We know Florida has the third largest population of the 50 states, which means it has the third largest congressional delegation. Its 27 members are split 16 to 11 in favor of Republicans, even though Republicans amount to 35 percent of the electorate.
Democrats are 38 percent of the Florida electorate, but their support is concentrated in the urban areas of Florida. Gerrymandering has become the lazy person’s way to explain political defeat. If we lose, it is due to partisan gerrymandering. If we win, we are better than the other side.
Democrats hoped that the Fair Districts Amendment, passed by over 60 percent of Florida’s voters, would end Republican dominance in the state. So far, that has not been the case.
Now Democrats hope that the United States Supreme Court will end Republican dominance by overturning partisan gerrymandering. Gill v. Whitford involves partisan gerrymandering in Wisconsin where a Republican minority has resulted in Republicans dominating the state Legislature.
Democrats and critics of partisan gerrymandering believe the “efficiency gap” formula being advocated in Gill v. Whitford will bring an end to 200 years of partisan drawing of district lines. But, half of the members of the Supreme Court, including Chief Justice John Roberts, argue that partisan gerrymandering would create enormous problems.
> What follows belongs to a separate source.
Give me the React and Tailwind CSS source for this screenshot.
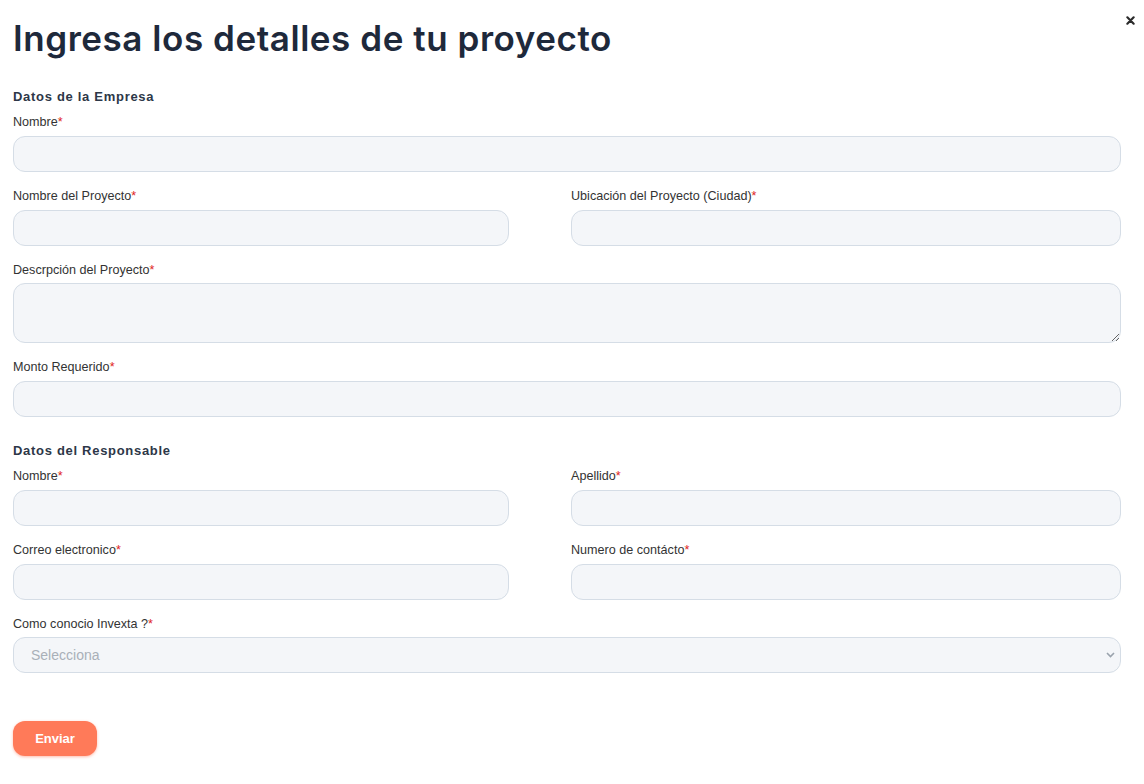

One of the problems is that the courts would be forced to ignore 200 years of judicial precedence if they overturn partisan gerrymandering. Courts are always reluctant to overturn precedence, especially precedence with a 200-year history.
A second problem is expressed in the comments of Chief Justice Roberts during oral arguments. Roberts argued that in negating such a long-held precedent, it would cause “very serious harm to the status and integrity of this court in the eyes of the country.”
Roberts expressed concern as to whether the country would understand and accept the use of a mathematical to decide constitutional law.
In an unusual move, the Supreme Court decided to hear a second case this term involving partisan gerrymandering. Seldom does the Court hear two similar cases in the same term.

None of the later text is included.